DIRECTIONS —
Check every line of the entries for "React", and copy the lines that hold it.

• • • • • • •

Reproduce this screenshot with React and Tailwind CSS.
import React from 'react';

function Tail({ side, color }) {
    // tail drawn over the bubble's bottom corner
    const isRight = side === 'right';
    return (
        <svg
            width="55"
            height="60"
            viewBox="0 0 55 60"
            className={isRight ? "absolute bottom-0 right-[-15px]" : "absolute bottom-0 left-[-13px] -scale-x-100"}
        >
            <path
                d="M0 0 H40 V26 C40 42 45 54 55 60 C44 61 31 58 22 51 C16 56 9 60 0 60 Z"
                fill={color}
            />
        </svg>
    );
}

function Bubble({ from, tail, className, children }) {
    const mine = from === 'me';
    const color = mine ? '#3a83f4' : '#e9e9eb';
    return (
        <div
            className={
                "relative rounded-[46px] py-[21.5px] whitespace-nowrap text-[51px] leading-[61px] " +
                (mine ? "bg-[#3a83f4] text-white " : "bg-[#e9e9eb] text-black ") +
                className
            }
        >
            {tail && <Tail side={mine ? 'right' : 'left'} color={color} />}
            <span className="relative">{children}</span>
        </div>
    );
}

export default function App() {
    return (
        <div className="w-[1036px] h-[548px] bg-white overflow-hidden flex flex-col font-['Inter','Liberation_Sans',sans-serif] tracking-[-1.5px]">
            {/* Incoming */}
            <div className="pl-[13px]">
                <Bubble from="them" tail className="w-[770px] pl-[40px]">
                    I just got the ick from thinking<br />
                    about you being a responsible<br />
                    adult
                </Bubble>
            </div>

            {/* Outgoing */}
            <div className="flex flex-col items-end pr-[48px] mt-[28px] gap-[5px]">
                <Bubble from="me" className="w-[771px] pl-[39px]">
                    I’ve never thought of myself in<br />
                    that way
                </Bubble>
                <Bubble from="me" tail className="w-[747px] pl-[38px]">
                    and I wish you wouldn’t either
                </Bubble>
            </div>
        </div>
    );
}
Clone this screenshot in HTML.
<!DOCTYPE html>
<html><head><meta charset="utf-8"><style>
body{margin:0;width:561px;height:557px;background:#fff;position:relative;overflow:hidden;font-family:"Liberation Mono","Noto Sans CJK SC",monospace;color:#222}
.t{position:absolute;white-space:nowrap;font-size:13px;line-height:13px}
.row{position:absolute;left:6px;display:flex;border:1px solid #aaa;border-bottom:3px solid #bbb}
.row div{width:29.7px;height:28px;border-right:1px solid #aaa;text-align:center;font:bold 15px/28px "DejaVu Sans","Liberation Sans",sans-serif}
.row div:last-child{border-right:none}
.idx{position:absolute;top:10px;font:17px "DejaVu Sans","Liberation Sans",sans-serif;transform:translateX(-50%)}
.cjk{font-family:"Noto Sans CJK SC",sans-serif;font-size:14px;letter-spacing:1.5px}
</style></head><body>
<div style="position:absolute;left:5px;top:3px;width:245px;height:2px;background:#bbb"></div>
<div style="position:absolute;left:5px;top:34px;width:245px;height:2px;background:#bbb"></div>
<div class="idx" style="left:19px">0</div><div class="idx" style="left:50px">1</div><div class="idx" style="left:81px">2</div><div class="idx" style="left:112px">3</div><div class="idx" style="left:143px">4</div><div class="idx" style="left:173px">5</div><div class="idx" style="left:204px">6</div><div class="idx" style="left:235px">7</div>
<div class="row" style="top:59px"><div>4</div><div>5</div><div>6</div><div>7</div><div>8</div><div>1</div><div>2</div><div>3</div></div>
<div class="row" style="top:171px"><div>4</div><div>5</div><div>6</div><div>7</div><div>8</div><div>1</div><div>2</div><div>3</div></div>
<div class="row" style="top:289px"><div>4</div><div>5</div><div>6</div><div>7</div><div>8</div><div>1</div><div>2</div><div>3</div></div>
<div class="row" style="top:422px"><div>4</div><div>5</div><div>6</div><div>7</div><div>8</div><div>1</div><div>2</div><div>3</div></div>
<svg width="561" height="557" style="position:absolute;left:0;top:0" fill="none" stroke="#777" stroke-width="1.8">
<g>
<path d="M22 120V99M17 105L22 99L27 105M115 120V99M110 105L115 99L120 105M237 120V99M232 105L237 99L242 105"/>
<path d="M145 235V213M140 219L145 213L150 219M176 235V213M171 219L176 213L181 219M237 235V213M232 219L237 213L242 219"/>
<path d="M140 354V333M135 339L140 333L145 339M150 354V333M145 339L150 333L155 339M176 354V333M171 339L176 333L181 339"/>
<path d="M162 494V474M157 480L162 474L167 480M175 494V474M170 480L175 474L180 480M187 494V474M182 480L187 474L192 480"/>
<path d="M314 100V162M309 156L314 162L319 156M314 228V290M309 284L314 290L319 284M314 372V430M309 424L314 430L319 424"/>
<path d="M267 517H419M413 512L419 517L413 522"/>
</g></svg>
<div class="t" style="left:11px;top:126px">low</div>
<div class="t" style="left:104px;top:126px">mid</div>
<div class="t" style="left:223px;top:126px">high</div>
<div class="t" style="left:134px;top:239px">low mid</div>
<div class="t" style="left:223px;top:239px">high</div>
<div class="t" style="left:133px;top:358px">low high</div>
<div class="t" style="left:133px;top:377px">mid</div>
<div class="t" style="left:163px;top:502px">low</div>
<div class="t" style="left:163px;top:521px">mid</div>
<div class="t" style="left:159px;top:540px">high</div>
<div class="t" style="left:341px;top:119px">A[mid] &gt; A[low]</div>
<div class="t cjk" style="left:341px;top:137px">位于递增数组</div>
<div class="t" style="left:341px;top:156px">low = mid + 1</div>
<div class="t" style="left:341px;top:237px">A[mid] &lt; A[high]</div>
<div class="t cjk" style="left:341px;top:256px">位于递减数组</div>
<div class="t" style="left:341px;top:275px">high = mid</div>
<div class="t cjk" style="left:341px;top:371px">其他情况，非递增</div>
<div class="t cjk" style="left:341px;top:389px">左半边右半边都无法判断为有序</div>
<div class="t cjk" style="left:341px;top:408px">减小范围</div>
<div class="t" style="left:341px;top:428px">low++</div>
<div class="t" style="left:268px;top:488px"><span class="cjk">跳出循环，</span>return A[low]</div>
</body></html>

• • • • • • •

TASK RESULT —
Reproduce this screenshot with React and Tailwind CSS.
import React from 'react';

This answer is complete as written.